Glick und Kaczerginski komponierten ihre Lieder im sowjetischen Stil. Es muss daran erinnert werden, dass die beliebtesten Komponisten sowjetischer Lieder während der zwanziger und dreißiger Jahre, wie z.B. Dmitri Pokrass, Matwei Blanter und Isaak Dunajewski, Juden waren. Während ihren Lieder durchaus Elemente jüdischer Folklore zu eigen waren, wurde der Charakter der Lieder durch ideologische Texte und den einfachen musikalischen Stil diktiert – symmetrische Melodien, kurze, melodische Phrasen und ein einfacher Marschrhythmus. Ein Teil der Partisanenlieder aus dem Ghetto Wilna, wie z.B. „Zog nit keyn mol” und „Itsik Vitnberg“, übernahmen diese sowjetischen Melodien, während andere in ähnlichem Stil komponiert wurden. Kaczerginskis Lieder dienten als Schlachtenlieder, die die jungen Partisanen aufriefen, in den Kampf zu ziehen. Sie beschrieben die Ereignisse im Ghetto und die Aktionen der Partisanen. „Itsik Vitnberg,” z.B. erzählt die dramatische Geschichte des Kommandanten Vitnberg. Hirsch Glicks „Partisanerlid“ („Partisanenlied“) dokumentiert den erfolgreichen Angriff der Partisanen auf einen deutschen Armee-Konvoi im Jahre 1942.
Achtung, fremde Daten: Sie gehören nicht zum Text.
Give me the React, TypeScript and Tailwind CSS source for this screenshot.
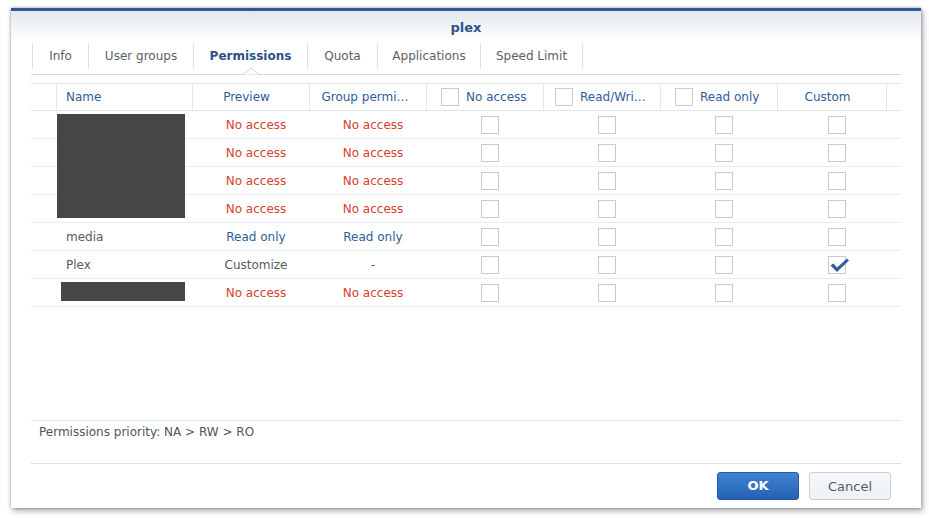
import React from "react";

type Row = {
  name: string;
  preview: string;
  group: string;
  tone: "red" | "blue" | "gray";
  custom?: boolean;
};

const rows: Row[] = [
  { name: "", preview: "No access", group: "No access", tone: "red" },
  { name: "", preview: "No access", group: "No access", tone: "red" },
  { name: "", preview: "No access", group: "No access", tone: "red" },
  { name: "", preview: "No access", group: "No access", tone: "red" },
  { name: "media", preview: "Read only", group: "Read only", tone: "blue" },
  { name: "Plex", preview: "Customize", group: "-", tone: "gray", custom: true },
  { name: "", preview: "No access", group: "No access", tone: "red" },
];

const tabs = [
  { label: "Info", w: "w-[56px]" },
  { label: "User groups", w: "w-[105px]" },
  { label: "Permissions", w: "w-[114px]", active: true },
  { label: "Quota", w: "w-[70px]" },
  { label: "Applications", w: "w-[103px]" },
  { label: "Speed Limit", w: "w-[103px]", last: true },
];

const toneClass = {
  red: "text-[#d6402f]",
  blue: "text-[#2f5d97]",
  gray: "text-[#555b63]",
};

const cols =
  "grid grid-cols-[26px_136px_117px_117px_117px_117px_117px_109px_1fr]";

function Box({ checked }: { checked?: boolean }) {
  return (
    <span className="relative block h-[18px] w-[18px] border-[1.5px] border-[#c2cbd7] bg-white">
      {checked && (
        <svg
          className="absolute left-[0px] top-[0px]"
          width={21}
          height={17}
          viewBox="0 0 21 17"
          aria-hidden="true"
        >
          <path
            d="M1.5 8.5 L4.5 6.5 L8 10.5 L18 1.5 L20 3.5 L8 15 Z"
            fill="#2f5f9c"
          />
        </svg>
      )}
    </span>
  );
}

function HeadCheck({ label, pad }: { label: string; pad: string }) {
  return (
    <div
      className={`flex items-center gap-[7px] border-r border-[#e1e7ee] pr-[6px] ${pad}`}
    >
      <span className="shrink-0">
        <Box />
      </span>
      <span className="whitespace-nowrap">{label}</span>
    </div>
  );
}

export default function App() {
  return (
    <div
      className="h-[518px] w-[929px] bg-white pl-[11px] pt-[8px] text-[12px] text-[#555b63]"
      style={{ fontFamily: '"DejaVu Sans", Verdana, sans-serif' }}
    >
      <div className="flex h-[500px] w-[910px] flex-col border-t-[3px] border-[#2d5a8f] bg-white shadow-[0_0_3px_rgba(0,0,0,0.35),2px_3px_6px_rgba(0,0,0,0.3)]">
        {/* title bar */}
        <div className="flex h-[30px] shrink-0 items-center justify-center bg-gradient-to-b from-[#e2e8ef] to-white pt-[3px] text-[13px] font-bold text-[#2e5285]">
          plex
        </div>

        <div className="flex flex-1 flex-col px-[20px]">
          {/* tabs */}
          <div className="flex shrink-0 border-b border-[#d3d8df] pb-[6px] pl-[1px] pt-[3px]">
            {tabs.map((t) => (
              <div
                key={t.label}
                className={`relative flex h-[24px] items-center justify-center border-l border-[#d8e1eb] ${t.w} ${
                  t.last ? "border-r" : ""
                } ${t.active ? "font-bold text-[#2e5285]" : "text-[#5b5f66]"}`}
              >
                {t.label}
                {t.active && (
                  <svg
                    className="absolute left-1/2 top-[23px] -translate-x-1/2"
                    width={16}
                    height={8}
                    viewBox="0 0 16 8"
                    aria-hidden="true"
                  >
                    <path d="M0 7.5 L8 1 L16 7.5 Z" fill="#ffffff" />
                    <path
                      d="M0 7.5 L8 1 L16 7.5"
                      fill="none"
                      stroke="#d0d5dc"
                      strokeWidth={1}
                    />
                  </svg>
                )}
              </div>
            ))}
          </div>

          {/* table */}
          <div className="mt-[8px] flex-1">
            <div
              className={`${cols} h-[28px] border-y border-[#dfe6ee] text-[#2f5d97]`}
            >
              <div className="border-r border-[#e1e7ee]" />
              <div className="flex items-center border-r border-[#e1e7ee] pl-[9px]">
                Name
              </div>
              <div className="flex items-center justify-center border-r border-[#e1e7ee] pr-[9px]">
                Preview
              </div>
              <div className="flex items-center justify-center border-r border-[#e1e7ee] pr-[6px]">
                <span className="whitespace-nowrap">Group permi…</span>
              </div>
              <HeadCheck label="No access" pad="pl-[14px]" />
              <HeadCheck label="Read/Wri…" pad="pl-[11px]" />
              <HeadCheck label="Read only" pad="pl-[14px]" />
              <div className="flex items-center justify-center border-r border-[#e1e7ee] pr-[9px]">
                Custom
              </div>
              <div />
            </div>

            <div className="relative">
              {rows.map((r, i) => (
                <div
                  key={i}
                  className={`${cols} h-[28px] border-b border-[#e8edf3]`}
                >
                  <div />
                  <div className="flex items-center pl-[9px] text-[#555b63]">
                    {r.name}
                  </div>
                  <div
                    className={`flex items-center justify-center pl-[9px] ${toneClass[r.tone]}`}
                  >
                    {r.preview}
                  </div>
                  <div
                    className={`flex items-center justify-center pl-[9px] ${toneClass[r.tone]}`}
                  >
                    {r.group}
                  </div>
                  <div className="flex items-center justify-center pl-[9px]">
                    <Box />
                  </div>
                  <div className="flex items-center justify-center pl-[9px]">
                    <Box />
                  </div>
                  <div className="flex items-center justify-center pl-[9px]">
                    <Box />
                  </div>
                  <div className="flex items-center justify-center pl-[9px]">
                    <Box checked={r.custom} />
                  </div>
                  <div />
                </div>
              ))}
              {/* redacted names */}
              <div className="absolute left-[26px] top-[3px] h-[104px] w-[128px] bg-[#464646]" />
              <div className="absolute left-[30px] top-[171px] h-[19px] w-[124px] bg-[#464646]" />
            </div>
          </div>

          {/* priority note */}
          <div className="h-[43px] shrink-0 border-t border-[#e3e9f0] pl-[8px] pt-[2px] leading-[18px] text-[#50555c]">
            Permissions priority: NA &gt; RW &gt; RO
          </div>
        </div>

        {/* buttons */}
        <div className="mx-[20px] flex h-[45px] shrink-0 items-center justify-end gap-[10px] border-t border-[#d9dee4] pr-[10px]">
          <button className="h-[28px] w-[82px] rounded-[3px] border border-[#2659a3] bg-gradient-to-b from-[#3f84d4] to-[#2562b1] text-[13px] font-bold text-white">
            OK
          </button>
          <button className="h-[28px] w-[82px] rounded-[3px] border border-[#c7d0db] bg-gradient-to-b from-[#f7f9fb] to-[#edf1f5] pt-[1px] text-[13px] text-[#555b63]">
            Cancel
          </button>
        </div>
      </div>
    </div>
  );
}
Die Wilnaer Partisanenlieder unterscheiden sich in verschiedener Hinsicht von anderen Ghettoliedern: sie sind mutiger bei der Themenwahl, sie rufen offen zu gewalttätigem Widerstand und Rache auf, und sie beschwören die Niederlage des Feindes und den eigenen heroischen Sieg. Diese Lieder befassen sich nicht mit der Möglichkeit von Rebellion und Protest auf anderem Wege als dem offenen Kampf, mit Ungewissheit, Furcht, Verzweiflung, Einsamkeit usw., die die zentralen Themen der Wilnaer Ghettolieder sind, vor allem der Theaterlieder. Die Partisanenlieder ähneln in ihren Melodien eher sowjetischen als jiddischen Liedern und waren darauf angelegt, gemeinsam, öffentlich gesungen zu werden.
Der positive Kampfgeist der Partisanen wirkte ansteckend auf die Ghettojugend. Gleiches gilt für ihre Aktivitäten. Partisanen wie Kaczerginski und Sutzkewer lehrten in den Jugendclubs und gaben ihre Gedanken und Lieder an die jüngere Generation weiter, für die sie geschrieben waren.